CO2-based vehicle taxes must remain fair with WLTP results states ACEA
17 April 2018
Taxation on motor vehicles in Europe is worth €413 billion a year, around three times the total budget of the European Union, according to data published by the European Automobile Manufacturers Association (ACEA).
The information was published in the group’s 2018 Tax Guide which contains the most recent information about taxes on vehicle acquisition (VAT, sales tax, registration tax), vehicle ownership (annual circulation tax, road tax) and motoring (fuel tax).
‘Motor vehicle taxation is worth hundreds of billions of euros per year to European governments, contributing significantly to publicly-funded projects and the overall health of the economy,’ said ACEA Secretary General, Erik Jonnaert.
The new Tax Guide shows a wide variation in both the basis for taxation and tax levels across the European Union. Several member states tax cars on their power, price, weight, cylinder capacity or a combination of these factors. Increasingly, however, countries are adopting CO2-based taxation.

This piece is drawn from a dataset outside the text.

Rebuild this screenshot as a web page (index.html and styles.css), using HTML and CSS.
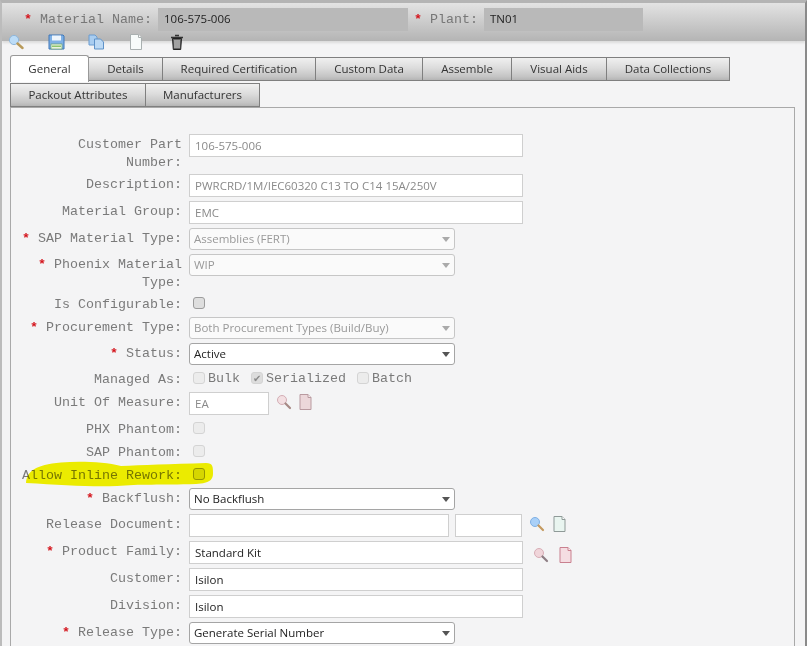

According to the Guide, 20 EU member states currently tax vehicles based on their CO2 emission levels. Since September 2017, these emissions are measured using a new lab test, called WLTP. As this new test is more rigorous than the old one (NEDC), it results in a higher CO2 value for a specific vehicle. The actual performance of the car itself is not affected: the increase in CO2 is due only to the technical differences between WLTP and NEDC and is a reflection that WLTP better represents driving reality.
If national governments simply apply the existing CO2-tax scheme to the new WLTP values, they could put a new car type introduced to the market after September 2017 in a higher tax band than a similar car with NEDC values which came on the market before that date. Currently, national tax regulations continue to be based on NEDC values, and each member state can decide when it will implement the shift to WLTP. The earliest WLTP taxation will be applied from July 2018 in Denmark.
Jonnaert added: ‘Governments must ensure that the transition to WLTP will not negatively impact vehicle taxation. A failure to do so could increase the financial burden on consumers and lead to overall confusion.’
The issue has already been identified by countries that tax according to CO2 emissions. Ireland was one such country that needed to ensure a dual set of numbers was included from September 2017 on new models, which will be phased out when all vehicles have to undergo WLTP testing from September 2018.
The Tax Guide also lists the countries that offer incentives for electrically-chargeable vehicles. These incentives mainly consist of tax reductions and exemptions (such as Austria and Germany), and bonus payments and premiums for the buyers of electric vehicles (France and the UK).